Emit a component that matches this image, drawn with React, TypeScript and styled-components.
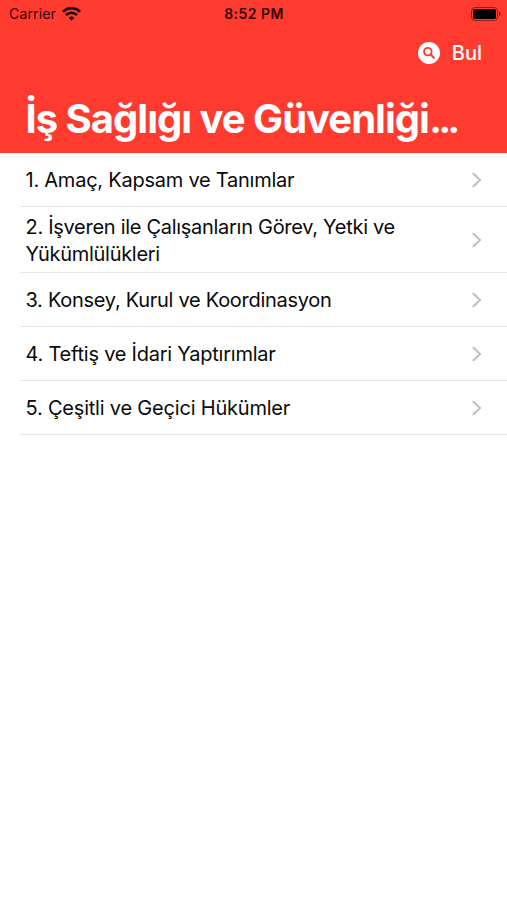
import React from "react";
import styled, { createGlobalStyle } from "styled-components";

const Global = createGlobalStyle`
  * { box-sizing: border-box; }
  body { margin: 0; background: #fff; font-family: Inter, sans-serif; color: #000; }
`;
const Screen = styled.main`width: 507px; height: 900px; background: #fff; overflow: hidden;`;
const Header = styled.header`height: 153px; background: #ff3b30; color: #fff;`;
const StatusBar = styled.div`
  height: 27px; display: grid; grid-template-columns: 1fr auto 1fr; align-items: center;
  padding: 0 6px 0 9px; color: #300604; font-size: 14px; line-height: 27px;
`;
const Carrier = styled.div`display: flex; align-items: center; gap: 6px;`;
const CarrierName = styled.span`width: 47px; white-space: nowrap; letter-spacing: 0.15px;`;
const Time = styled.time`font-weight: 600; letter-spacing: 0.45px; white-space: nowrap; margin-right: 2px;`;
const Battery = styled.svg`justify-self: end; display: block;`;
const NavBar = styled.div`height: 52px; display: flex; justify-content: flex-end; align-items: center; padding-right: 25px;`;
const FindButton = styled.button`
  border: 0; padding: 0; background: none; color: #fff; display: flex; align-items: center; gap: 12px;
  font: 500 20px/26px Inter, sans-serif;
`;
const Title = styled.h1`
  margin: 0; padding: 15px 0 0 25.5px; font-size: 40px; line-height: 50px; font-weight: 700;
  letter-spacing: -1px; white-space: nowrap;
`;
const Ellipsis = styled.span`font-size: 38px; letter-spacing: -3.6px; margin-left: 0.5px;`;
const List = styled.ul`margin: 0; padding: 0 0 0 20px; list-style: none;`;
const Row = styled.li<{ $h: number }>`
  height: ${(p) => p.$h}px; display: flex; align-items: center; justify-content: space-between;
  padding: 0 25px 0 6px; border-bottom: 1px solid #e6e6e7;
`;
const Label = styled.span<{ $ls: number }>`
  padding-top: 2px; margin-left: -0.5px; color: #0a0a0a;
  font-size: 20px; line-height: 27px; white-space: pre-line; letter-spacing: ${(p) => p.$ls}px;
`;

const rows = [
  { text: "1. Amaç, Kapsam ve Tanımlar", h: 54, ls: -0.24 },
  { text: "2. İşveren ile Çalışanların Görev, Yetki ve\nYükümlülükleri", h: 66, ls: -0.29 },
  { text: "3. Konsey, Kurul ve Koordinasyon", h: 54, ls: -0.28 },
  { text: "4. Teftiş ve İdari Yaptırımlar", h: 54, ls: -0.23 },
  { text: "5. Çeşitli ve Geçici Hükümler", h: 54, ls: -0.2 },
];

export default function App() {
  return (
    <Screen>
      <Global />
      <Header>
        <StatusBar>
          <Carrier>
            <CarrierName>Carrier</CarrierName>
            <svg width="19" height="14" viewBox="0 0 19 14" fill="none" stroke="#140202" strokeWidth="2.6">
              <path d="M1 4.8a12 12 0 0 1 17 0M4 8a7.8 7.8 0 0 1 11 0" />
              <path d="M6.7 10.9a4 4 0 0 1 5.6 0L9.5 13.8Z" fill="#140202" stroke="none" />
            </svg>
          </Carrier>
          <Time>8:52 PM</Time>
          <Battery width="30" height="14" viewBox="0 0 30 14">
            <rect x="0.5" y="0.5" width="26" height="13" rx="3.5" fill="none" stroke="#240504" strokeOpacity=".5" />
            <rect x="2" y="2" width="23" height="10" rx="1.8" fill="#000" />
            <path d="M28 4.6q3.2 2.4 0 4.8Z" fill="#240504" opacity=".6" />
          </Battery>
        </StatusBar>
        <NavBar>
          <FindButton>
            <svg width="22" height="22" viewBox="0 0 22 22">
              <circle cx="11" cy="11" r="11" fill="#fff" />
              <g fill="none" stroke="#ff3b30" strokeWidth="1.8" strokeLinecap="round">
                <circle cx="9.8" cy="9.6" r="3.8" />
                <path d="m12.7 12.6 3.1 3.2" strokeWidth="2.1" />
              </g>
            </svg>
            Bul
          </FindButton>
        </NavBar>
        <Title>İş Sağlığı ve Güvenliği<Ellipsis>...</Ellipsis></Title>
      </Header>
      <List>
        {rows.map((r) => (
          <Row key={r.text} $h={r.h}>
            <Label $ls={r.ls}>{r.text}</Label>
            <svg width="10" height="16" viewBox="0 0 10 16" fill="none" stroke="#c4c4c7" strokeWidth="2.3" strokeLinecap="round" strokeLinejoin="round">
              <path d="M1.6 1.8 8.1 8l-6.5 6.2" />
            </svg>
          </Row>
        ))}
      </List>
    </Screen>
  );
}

****

Omit each picture, then return all of the listing exactly as it stands.

Solution:
Emit a component that matches this image, drawn with React, TypeScript and styled-components.
import React from "react";
import styled, { createGlobalStyle } from "styled-components";

const Global = createGlobalStyle`
  * { box-sizing: border-box; }
  body { margin: 0; background: #fff; font-family: Inter, sans-serif; color: #000; }
`;
const Screen = styled.main`width: 507px; height: 900px; background: #fff; overflow: hidden;`;
const Header = styled.header`height: 153px; background: #ff3b30; color: #fff;`;
const StatusBar = styled.div`
  height: 27px; display: grid; grid-template-columns: 1fr auto 1fr; align-items: center;
  padding: 0 6px 0 9px; color: #300604; font-size: 14px; line-height: 27px;
`;
const Carrier = styled.div`display: flex; align-items: center; gap: 6px;`;
const CarrierName = styled.span`width: 47px; white-space: nowrap; letter-spacing: 0.15px;`;
const Time = styled.time`font-weight: 600; letter-spacing: 0.45px; white-space: nowrap; margin-right: 2px;`;
const Battery = styled.svg`justify-self: end; display: block;`;
const NavBar = styled.div`height: 52px; display: flex; justify-content: flex-end; align-items: center; padding-right: 25px;`;
const FindButton = styled.button`
  border: 0; padding: 0; background: none; color: #fff; display: flex; align-items: center; gap: 12px;
  font: 500 20px/26px Inter, sans-serif;
`;
const Title = styled.h1`
  margin: 0; padding: 15px 0 0 25.5px; font-size: 40px; line-height: 50px; font-weight: 700;
  letter-spacing: -1px; white-space: nowrap;
`;
const Ellipsis = styled.span`font-size: 38px; letter-spacing: -3.6px; margin-left: 0.5px;`;
const List = styled.ul`margin: 0; padding: 0 0 0 20px; list-style: none;`;
const Row = styled.li<{ $h: number }>`
  height: ${(p) => p.$h}px; display: flex; align-items: center; justify-content: space-between;
  padding: 0 25px 0 6px; border-bottom: 1px solid #e6e6e7;
`;
const Label = styled.span<{ $ls: number }>`
  padding-top: 2px; margin-left: -0.5px; color: #0a0a0a;
  font-size: 20px; line-height: 27px; white-space: pre-line; letter-spacing: ${(p) => p.$ls}px;
`;

const rows = [
  { text: "1. Amaç, Kapsam ve Tanımlar", h: 54, ls: -0.24 },
  { text: "2. İşveren ile Çalışanların Görev, Yetki ve\nYükümlülükleri", h: 66, ls: -0.29 },
  { text: "3. Konsey, Kurul ve Koordinasyon", h: 54, ls: -0.28 },
  { text: "4. Teftiş ve İdari Yaptırımlar", h: 54, ls: -0.23 },
  { text: "5. Çeşitli ve Geçici Hükümler", h: 54, ls: -0.2 },
];

export default function App() {
  return (
    <Screen>
      <Global />
      <Header>
        <StatusBar>
          <Carrier>
            <CarrierName>Carrier</CarrierName>
            <svg width="19" height="14" viewBox="0 0 19 14" fill="none" stroke="#140202" strokeWidth="2.6">
              <path d="M1 4.8a12 12 0 0 1 17 0M4 8a7.8 7.8 0 0 1 11 0" />
              <path d="M6.7 10.9a4 4 0 0 1 5.6 0L9.5 13.8Z" fill="#140202" stroke="none" />
            </svg>
          </Carrier>
          <Time>8:52 PM</Time>
          <Battery width="30" height="14" viewBox="0 0 30 14">
            <rect x="0.5" y="0.5" width="26" height="13" rx="3.5" fill="none" stroke="#240504" strokeOpacity=".5" />
            <rect x="2" y="2" width="23" height="10" rx="1.8" fill="#000" />
            <path d="M28 4.6q3.2 2.4 0 4.8Z" fill="#240504" opacity=".6" />
          </Battery>
        </StatusBar>
        <NavBar>
          <FindButton>
            <svg width="22" height="22" viewBox="0 0 22 22">
              <circle cx="11" cy="11" r="11" fill="#fff" />
              <g fill="none" stroke="#ff3b30" strokeWidth="1.8" strokeLinecap="round">
                <circle cx="9.8" cy="9.6" r="3.8" />
                <path d="m12.7 12.6 3.1 3.2" strokeWidth="2.1" />
              </g>
            </svg>
            Bul
          </FindButton>
        </NavBar>
        <Title>İş Sağlığı ve Güvenliği<Ellipsis>...</Ellipsis></Title>
      </Header>
      <List>
        {rows.map((r) => (
          <Row key={r.text} $h={r.h}>
            <Label $ls={r.ls}>{r.text}</Label>
            <svg width="10" height="16" viewBox="0 0 10 16" fill="none" stroke="#c4c4c7" strokeWidth="2.3" strokeLinecap="round" strokeLinejoin="round">
              <path d="M1.6 1.8 8.1 8l-6.5 6.2" />
            </svg>
          </Row>
        ))}
      </List>
    </Screen>
  );
}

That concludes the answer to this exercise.